### Written request
All of the material below is to be retyped exactly.

### Recorded data
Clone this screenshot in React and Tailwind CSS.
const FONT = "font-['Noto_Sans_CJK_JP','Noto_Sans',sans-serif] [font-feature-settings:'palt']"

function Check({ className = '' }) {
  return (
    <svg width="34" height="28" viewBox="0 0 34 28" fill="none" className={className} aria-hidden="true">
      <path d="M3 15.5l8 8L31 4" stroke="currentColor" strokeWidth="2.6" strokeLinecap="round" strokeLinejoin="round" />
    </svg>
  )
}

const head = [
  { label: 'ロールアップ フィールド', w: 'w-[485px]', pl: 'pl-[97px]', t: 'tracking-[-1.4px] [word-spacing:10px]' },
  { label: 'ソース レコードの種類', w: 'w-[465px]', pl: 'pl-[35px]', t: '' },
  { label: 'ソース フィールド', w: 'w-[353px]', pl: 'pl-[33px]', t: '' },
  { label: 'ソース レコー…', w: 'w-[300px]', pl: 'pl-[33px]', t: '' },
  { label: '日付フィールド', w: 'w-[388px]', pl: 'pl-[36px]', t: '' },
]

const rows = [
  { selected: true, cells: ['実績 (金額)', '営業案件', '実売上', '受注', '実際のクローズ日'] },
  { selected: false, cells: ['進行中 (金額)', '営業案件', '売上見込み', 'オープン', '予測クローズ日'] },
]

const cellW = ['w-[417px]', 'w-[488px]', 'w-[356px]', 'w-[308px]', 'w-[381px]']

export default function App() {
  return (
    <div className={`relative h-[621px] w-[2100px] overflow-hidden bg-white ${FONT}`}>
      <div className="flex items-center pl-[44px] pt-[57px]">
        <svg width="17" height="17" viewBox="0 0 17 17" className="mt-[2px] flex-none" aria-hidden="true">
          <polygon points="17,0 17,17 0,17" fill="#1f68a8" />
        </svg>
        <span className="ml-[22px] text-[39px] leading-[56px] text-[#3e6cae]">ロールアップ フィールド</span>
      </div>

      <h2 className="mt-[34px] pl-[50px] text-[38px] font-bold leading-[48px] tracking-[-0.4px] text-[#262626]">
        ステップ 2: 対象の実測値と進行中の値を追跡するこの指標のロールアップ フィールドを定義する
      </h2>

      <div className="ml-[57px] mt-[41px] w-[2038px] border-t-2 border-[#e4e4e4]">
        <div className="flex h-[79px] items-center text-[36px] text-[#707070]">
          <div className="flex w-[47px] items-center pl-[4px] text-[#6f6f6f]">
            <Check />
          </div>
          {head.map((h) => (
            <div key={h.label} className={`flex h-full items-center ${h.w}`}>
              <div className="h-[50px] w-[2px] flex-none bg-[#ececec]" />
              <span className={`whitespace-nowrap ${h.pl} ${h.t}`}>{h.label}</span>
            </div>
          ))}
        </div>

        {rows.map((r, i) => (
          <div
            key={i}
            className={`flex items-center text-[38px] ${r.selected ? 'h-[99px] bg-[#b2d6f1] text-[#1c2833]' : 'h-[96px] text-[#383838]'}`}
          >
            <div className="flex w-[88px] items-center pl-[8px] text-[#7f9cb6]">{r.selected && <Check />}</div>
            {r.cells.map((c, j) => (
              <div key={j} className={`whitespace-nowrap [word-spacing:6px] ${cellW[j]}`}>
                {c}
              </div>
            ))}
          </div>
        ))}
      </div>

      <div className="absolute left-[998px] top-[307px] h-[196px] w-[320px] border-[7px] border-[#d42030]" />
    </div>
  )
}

### Right answer
Clone this screenshot in React and Tailwind CSS.
const FONT = "font-['Noto_Sans_CJK_JP','Noto_Sans',sans-serif] [font-feature-settings:'palt']"

function Check({ className = '' }) {
  return (
    <svg width="34" height="28" viewBox="0 0 34 28" fill="none" className={className} aria-hidden="true">
      <path d="M3 15.5l8 8L31 4" stroke="currentColor" strokeWidth="2.6" strokeLinecap="round" strokeLinejoin="round" />
    </svg>
  )
}

const head = [
  { label: 'ロールアップ フィールド', w: 'w-[485px]', pl: 'pl-[97px]', t: 'tracking-[-1.4px] [word-spacing:10px]' },
  { label: 'ソース レコードの種類', w: 'w-[465px]', pl: 'pl-[35px]', t: '' },
  { label: 'ソース フィールド', w: 'w-[353px]', pl: 'pl-[33px]', t: '' },
  { label: 'ソース レコー…', w: 'w-[300px]', pl: 'pl-[33px]', t: '' },
  { label: '日付フィールド', w: 'w-[388px]', pl: 'pl-[36px]', t: '' },
]

const rows = [
  { selected: true, cells: ['実績 (金額)', '営業案件', '実売上', '受注', '実際のクローズ日'] },
  { selected: false, cells: ['進行中 (金額)', '営業案件', '売上見込み', 'オープン', '予測クローズ日'] },
]

const cellW = ['w-[417px]', 'w-[488px]', 'w-[356px]', 'w-[308px]', 'w-[381px]']

export default function App() {
  return (
    <div className={`relative h-[621px] w-[2100px] overflow-hidden bg-white ${FONT}`}>
      <div className="flex items-center pl-[44px] pt-[57px]">
        <svg width="17" height="17" viewBox="0 0 17 17" className="mt-[2px] flex-none" aria-hidden="true">
          <polygon points="17,0 17,17 0,17" fill="#1f68a8" />
        </svg>
        <span className="ml-[22px] text-[39px] leading-[56px] text-[#3e6cae]">ロールアップ フィールド</span>
      </div>

      <h2 className="mt-[34px] pl-[50px] text-[38px] font-bold leading-[48px] tracking-[-0.4px] text-[#262626]">
        ステップ 2: 対象の実測値と進行中の値を追跡するこの指標のロールアップ フィールドを定義する
      </h2>

      <div className="ml-[57px] mt-[41px] w-[2038px] border-t-2 border-[#e4e4e4]">
        <div className="flex h-[79px] items-center text-[36px] text-[#707070]">
          <div className="flex w-[47px] items-center pl-[4px] text-[#6f6f6f]">
            <Check />
          </div>
          {head.map((h) => (
            <div key={h.label} className={`flex h-full items-center ${h.w}`}>
              <div className="h-[50px] w-[2px] flex-none bg-[#ececec]" />
              <span className={`whitespace-nowrap ${h.pl} ${h.t}`}>{h.label}</span>
            </div>
          ))}
        </div>

        {rows.map((r, i) => (
          <div
            key={i}
            className={`flex items-center text-[38px] ${r.selected ? 'h-[99px] bg-[#b2d6f1] text-[#1c2833]' : 'h-[96px] text-[#383838]'}`}
          >
            <div className="flex w-[88px] items-center pl-[8px] text-[#7f9cb6]">{r.selected && <Check />}</div>
            {r.cells.map((c, j) => (
              <div key={j} className={`whitespace-nowrap [word-spacing:6px] ${cellW[j]}`}>
                {c}
              </div>
            ))}
          </div>
        ))}
      </div>

      <div className="absolute left-[998px] top-[307px] h-[196px] w-[320px] border-[7px] border-[#d42030]" />
    </div>
  )
}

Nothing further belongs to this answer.